The theory uses the Cylindrical Eigenfunction Expansion and Graf's Addition Theorem to represent the potential in local coordinates. The incident and scattered potential of each body are then related by the associated Diffraction Transfer Matrix. Interaction Theory for Cylinders presents a simplified version for cylinders.
The basic idea is as follows: The scattered potential of each body is represented in the Cylindrical Eigenfunction Expansion associated with the local coordinates centred at the mean centre position of the body. Using Graf's Addition Theorem, the scattered potential of all bodies (given in their local coordinates) can be mapped to an incident potential associated with the coordinates of all other bodies. Doing this, the incident potential of each body (which is given by the ambient incident potential plus the scattered potentials of all other bodies) is given in the Cylindrical Eigenfunction Expansion associated with its local coordinates. Using the Diffraction Transfer Matrix, which relates the incident and scattered potential of each body in isolation, a system of equations for the coefficients of the scattered potentials of all bodies is obtained.

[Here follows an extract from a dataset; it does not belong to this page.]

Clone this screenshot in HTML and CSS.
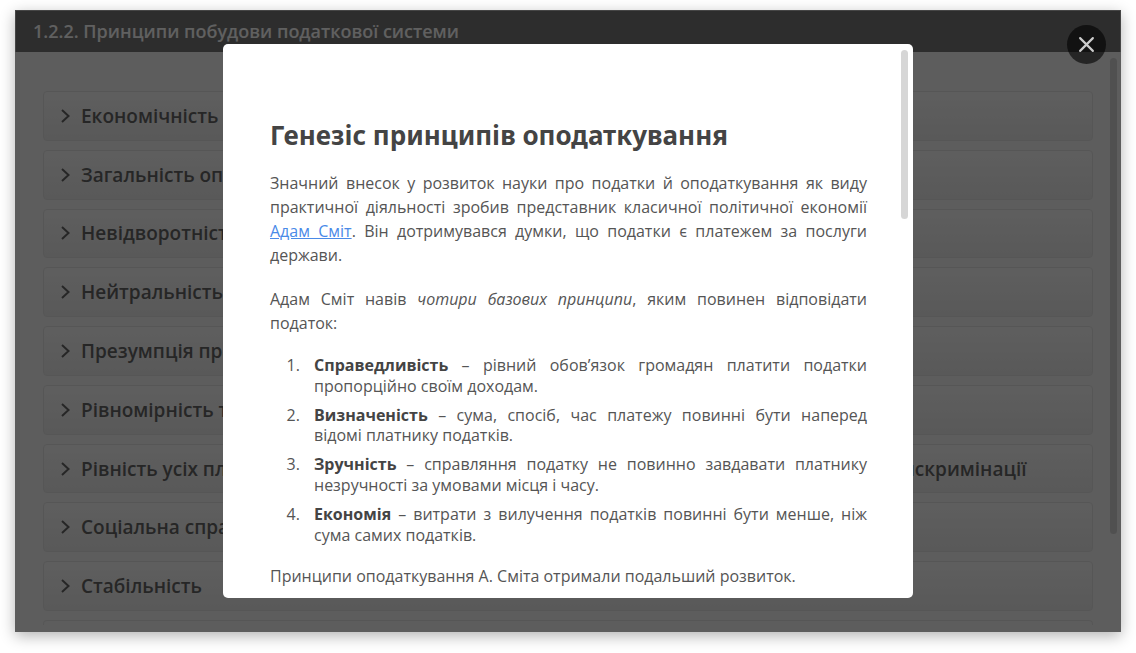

The theory is described in Kagemoto and Yue 1986 and in
Peter and Meylan 2004.
The derivation of the theory in Infinite Depth is also presented, see
Kagemoto and Yue Interaction Theory for Infinite Depth.
Equations of Motion
The problem consists of [math]\displaystyle{ n }[/math] bodies
[math]\displaystyle{ \Delta_j }[/math] with immersed body
surface [math]\displaystyle{ \Gamma_j }[/math]. Each body is subject to
the Standard Linear Wave Scattering Problem and the particluar
equations of motion for each body (e.g. rigid, or freely floating)
can be different for each body.
It is a Frequency Domain Problem with frequency [math]\displaystyle{ \omega }[/math].
The solution is exact, up to the
restriction that the escribed cylinder of each body may not contain any
other body.
To simplify notation, [math]\displaystyle{ \mathbf{y} = (x,y,z) }[/math] always denotes a point
in the water, which is assumed to be of Finite Depth [math]\displaystyle{ h }[/math],
while [math]\displaystyle{ \mathbf{x} }[/math] always denotes a point of the undisturbed water
surface assumed at [math]\displaystyle{ z=0 }[/math].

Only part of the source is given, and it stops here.